AG: Joachim Schmid's name crops up in some of your book projects, like The Invisible Book, The Lovers and Joachim Schmid Works, but have you ever worked together or collaborated on a project?

ET: We haven't been able to do that yet. We've responded to each others' works. For instance, he made E-Book, based on a letter he wrote to me. He left only the e letter and everything else he made white, referencing my procedure with Tipp-Ex. He then photographed es in the cities we visited together. And then I published Joachim Schmid Works, showing photographs of him working on that E-Book. He's known for never taking any photographs, so it was a little joke on my part to show that he's constantly taking photographs. But we haven't done an actual project together.

Joachim Schmid Works. Leerdam, 2016. Image by Elisabeth Tonnard.

Joachim Schmid Works. Leerdam, 2016. Image by Elisabeth Tonnard.

AG: Do you ever work collaboratively with people on your books?

ET: I don't think so actually, other than with poets who are already dead. (Laughs.)

AG: Why is that? A book project, at least in my experience of editing an artist book, can be a deeply collaborative experience, for better or for worse. Because of the nature of that particular project, I ended up working closely with all the contributors, the graphic designer, the printer, the binder. And suddenly the project felt out of my control.
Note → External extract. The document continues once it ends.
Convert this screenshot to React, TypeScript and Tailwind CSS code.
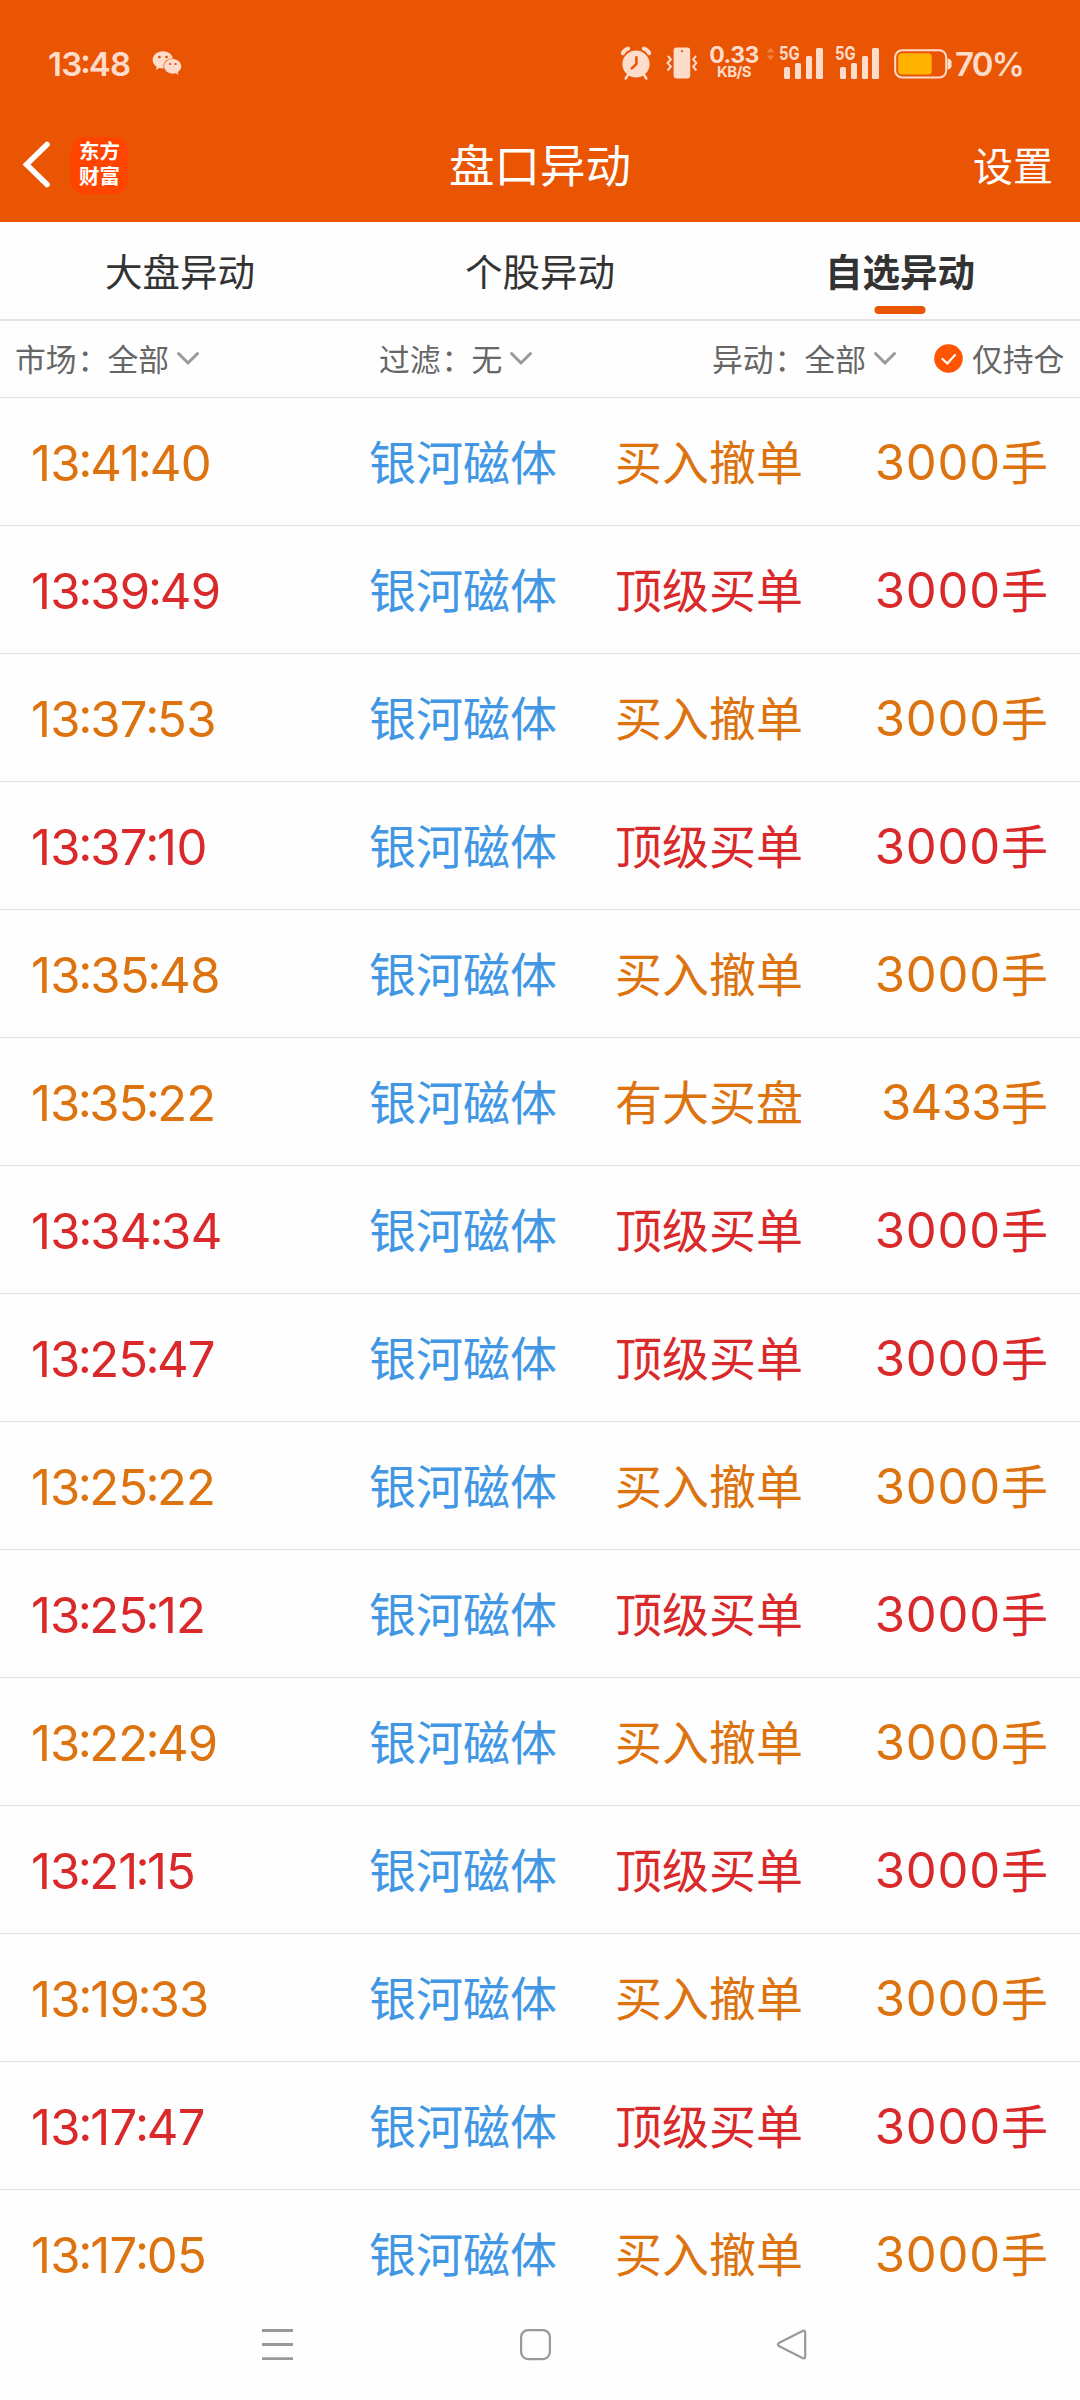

ET: That's exactly what I try to avoid though I do collaborate with binders and printers. But I don't have them say how it should be done. I ask for their advice and sometimes they have good ideas but I try to keep it within my vision.
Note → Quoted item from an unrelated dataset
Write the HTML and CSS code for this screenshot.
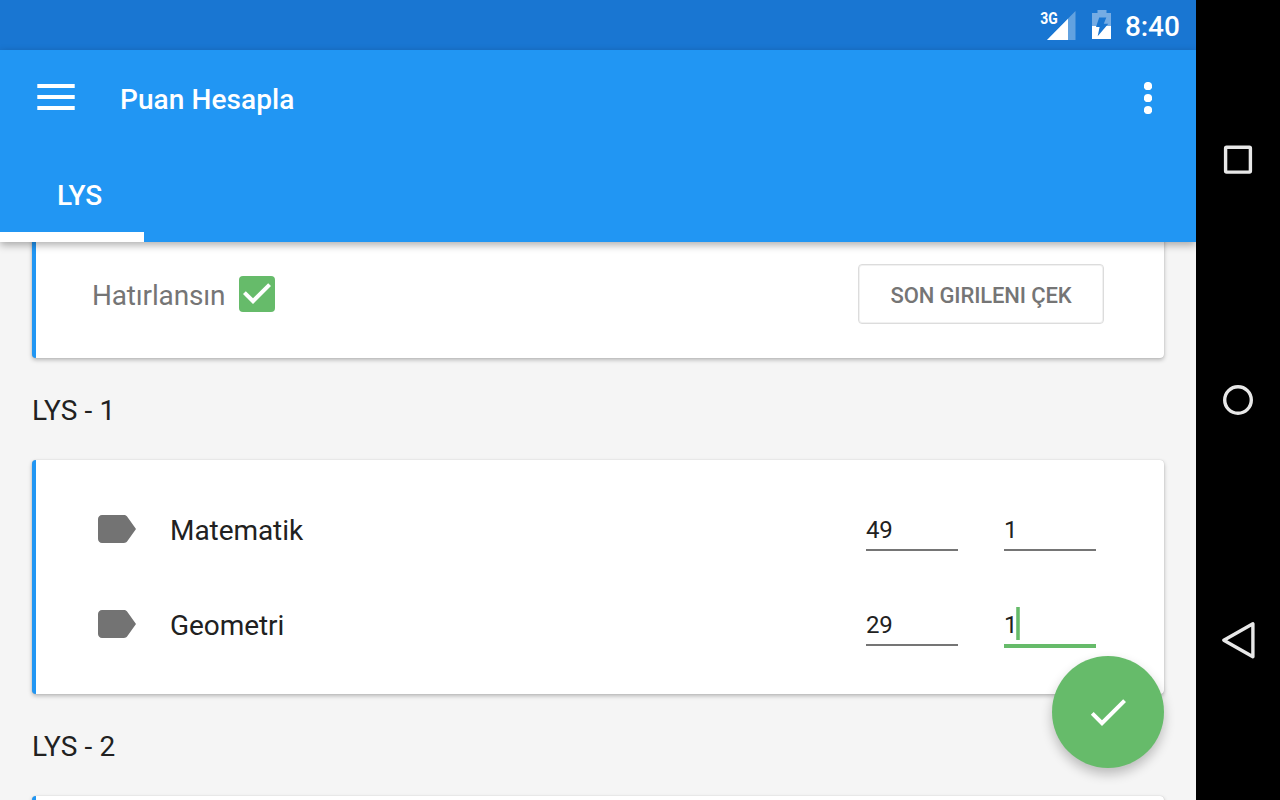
FILE: index.html
```html
<!DOCTYPE html>
<html lang="tr">
<head>
<meta charset="utf-8">
<title>Puan Hesapla</title>
<link rel="stylesheet" href="styles.css">
</head>
<body>
<div class="device">
  <div class="app">
    <div class="statusbar">
      <svg class="signal" width="40" height="50" viewBox="0 0 40 50">
        <path d="M35.500 11V40H7z" fill="#fff" fill-opacity=".32"/>
        <path d="M28 18.700V40H7z" fill="#fff"/>
        <text class="network" x="0.3" y="23.5" textLength="17.5" lengthAdjust="spacingAndGlyphs">3G</text>
      </svg>
      <svg class="battery" width="20" height="50" viewBox="0 0 20 50">
        <path d="M5.500 10h9v3H19v13H0V13h5.500z" fill="#fff" fill-opacity=".4"/>
        <path d="M0 26h19v13H0z" fill="#fff"/>
        <path d="M7.200 17.500H14.300L11.800 23.700H16.300L5.700 36.300L7.600 27H4z" fill="#1976d2"/>
      </svg>
      <span class="clock">8:40</span>
    </div>
    <header class="appbar">
      <div class="toolbar">
        <svg class="menu" width="38" height="26" viewBox="0 0 38 26"><path d="M.3 0h37.400v4H.3zM.3 11h37.400v4H.3zM.3 22h37.400v4H.3z" fill="#fff"/></svg>
        <h1 class="title">Puan Hesapla</h1>
        <svg class="more" width="8" height="32" viewBox="0 0 8 32"><g fill="#fff"><circle cx="4" cy="4" r="4.100"/><circle cx="4" cy="16" r="4.100"/><circle cx="4" cy="28" r="4.100"/></g></svg>
      </div>
      <nav class="tabs"><div class="tab">LYS</div></nav>
    </header>
    <main class="content">
      <section class="card card-options">
        <label class="remember">
          <span class="remember-text">Hatırlansın</span>
          <svg width="36" height="36" viewBox="3 3 18 18"><rect x="3" y="3" width="18" height="18" rx="2" fill="#66bb6a"/><path d="M10 17l-5-5 1.410-1.410L10 14.170l7.590-7.590L19 8z" fill="#fff"/></svg>
        </label>
        <button class="fetch">SON GIRILENI ÇEK</button>
      </section>
      <h2 class="heading">LYS - 1</h2>
      <section class="card card-list">
        <div class="row">
          <svg class="label-icon" width="48" height="48" viewBox="0 0 24 24"><path d="M17.630 5.840C17.270 5.330 16.670 5 16 5L5 5.010C3.900 5.010 3 5.900 3 7v10c0 1.100.9 1.990 2 1.990L16 19c.67 0 1.270-.33 1.630-.84L22 12z"/></svg>
          <span class="subject">Matematik</span>
          <div class="field">49</div>
          <div class="field">1</div>
        </div>
        <div class="row">
          <svg class="label-icon" width="48" height="48" viewBox="0 0 24 24"><path d="M17.630 5.840C17.270 5.330 16.670 5 16 5L5 5.010C3.900 5.010 3 5.900 3 7v10c0 1.100.9 1.990 2 1.990L16 19c.67 0 1.270-.33 1.630-.84L22 12z"/></svg>
          <span class="subject">Geometri</span>
          <div class="field">29</div>
          <div class="field field-focus">1<i class="caret"></i></div>
        </div>
      </section>
      <h2 class="heading">LYS - 2</h2>
      <section class="card card-next"></section>
    </main>
    <button class="fab" aria-label="Hesapla"><svg width="48" height="48" viewBox="0 0 24 24"><path d="M9 16.170L4.830 12l-1.420 1.410L9 19 21 7l-1.410-1.410z" fill="#fff"/></svg></button>
  </div>
  <aside class="navbar">
    <svg width="40" height="40" viewBox="0 0 40 40"><rect x="7.600" y="7.300" width="24.800" height="24.800" rx="1" class="nav-stroke"/></svg>
    <svg width="40" height="40" viewBox="0 0 40 40"><circle cx="20" cy="20" r="13.300" class="nav-stroke"/></svg>
    <svg width="40" height="40" viewBox="0 0 40 40"><path d="M5.800 20.200L34.900 3.800V36.800z" class="nav-stroke"/></svg>
  </aside>
</div>
</body>
</html>
```

FILE: styles.css
```css
* { box-sizing: border-box; }
body { margin: 0; font-family: Roboto, "Noto Sans", sans-serif; font-size: 28px; color: #212121; }
svg { display: block; flex: none; }
button { font-family: inherit; padding: 0; border: 0; }

.device { display: flex; width: 1280px; height: 800px; overflow: hidden; background: #000; }
.app { position: relative; display: flex; flex-direction: column; width: 1196px; height: 800px; overflow: hidden; background: #f5f5f5; }

.statusbar { display: flex; flex: none; height: 50px; padding-left: 1040px; background: #1976d2; color: #fff; }
.network { font-size: 16.500px; font-weight: 700; fill: #fff; }
.battery { margin-left: 12px; }
.clock { margin-left: 13px; line-height: 53px; font-weight: 500; letter-spacing: -.1px; }

.appbar { position: relative; z-index: 1; flex: none; height: 192px; background: #2196f3; color: #fff; box-shadow: 0 3px 8px rgba(0, 0, 0, .32); }
.toolbar { display: flex; align-items: center; height: 96px; padding: 0 44px 0 37px; }
.menu { margin-top: -2px; }
.title { flex: 1; margin: 3px 0 0 45px; font-size: 28px; font-weight: 500; line-height: 40px; letter-spacing: .08px; }
.tabs { display: flex; height: 96px; }
.tab { width: 144px; padding-left: 57px; border-bottom: 10px solid #fff; font-weight: 500; line-height: 100px; letter-spacing: -.2px; }

.content { display: flex; flex-direction: column; flex: 1; padding: 0 32px; }
.card { flex: none; background: #fff; border-left: 4px solid #2196f3; border-radius: 4px; box-shadow: 0 2px 4px rgba(0, 0, 0, .26), 0 0 1px rgba(0, 0, 0, .22); }
.card-options { display: flex; align-items: center; justify-content: space-between; height: 136px; margin-top: -20px; padding: 8px 60px 0 56px; }
.remember { display: flex; align-items: center; color: #757575; }
.remember-text { width: 147px; padding-top: 3px; line-height: 36px; letter-spacing: -.17px; }
.fetch { width: 246px; height: 60px; padding-top: 3px; border: 1.500px solid #dcdcdc; box-shadow: inset 0 0 0 1px #f1f1f1; border-radius: 4px; background: #fff; color: #757575; font-size: 22px; font-weight: 500; letter-spacing: -.13px; }
.heading { height: 102px; margin: 0; font-size: 28px; font-weight: 400; line-height: 106px; letter-spacing: .12px; }
.card-list { height: 234px; padding: 22px 68px 22px 56px; }
.row { display: flex; align-items: center; height: 95px; }
.label-icon { fill: #737373; margin-top: -1px; }
.subject { flex: 1; margin-left: 30px; padding-top: 2px; line-height: 40px; letter-spacing: -.06px; }
.field { position: relative; width: 92px; height: 43px; margin-left: 46px; border-bottom: 2px solid #757575; font-size: 24px; line-height: 45px; letter-spacing: -.3px; }
.field:nth-child(3) { margin-left: 0; }
.field-focus { height: 45px; margin-top: 2px; border-bottom: 4px solid #66bb6a; }
.caret { position: absolute; left: 12px; top: 4px; width: 4px; height: 33px; background: linear-gradient(90deg, #9ad29c, #66bb6a 35%, #66bb6a 65%, #9ad29c); }
.card-next { height: 100px; }

.fab { position: absolute; z-index: 2; right: 32px; bottom: 32px; display: flex; align-items: center; justify-content: center; width: 112px; height: 112px; border-radius: 50%; background: #66bb6a; box-shadow: 0 6px 12px rgba(0, 0, 0, .24); }

.navbar { display: flex; flex-direction: column; align-items: center; justify-content: center; gap: 200px; width: 84px; background: #000; }
.nav-stroke { fill: none; stroke: #e8e8e8; stroke-width: 3.400; stroke-linejoin: round; }
```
AG: Would you say that's one of the advantages of the artist book format? That you can go with your vision?

ET: Yes, absolutely. The advantages include speed, if you don't have to ask everybody what they think. I made some of my books really quickly, in one night, and sent it off to a printer. You can go as slow or as fast as you want, really. But the end result is a coherent piece and not some sort of Frankenstein's monster book. 

Indirections #1-8. Leerdam, 2018. Image courtesy of Elisabeth Tonnard.
Indirections #1, inside view. Leerdam, 2018. Image by Elisabeth Tonnard.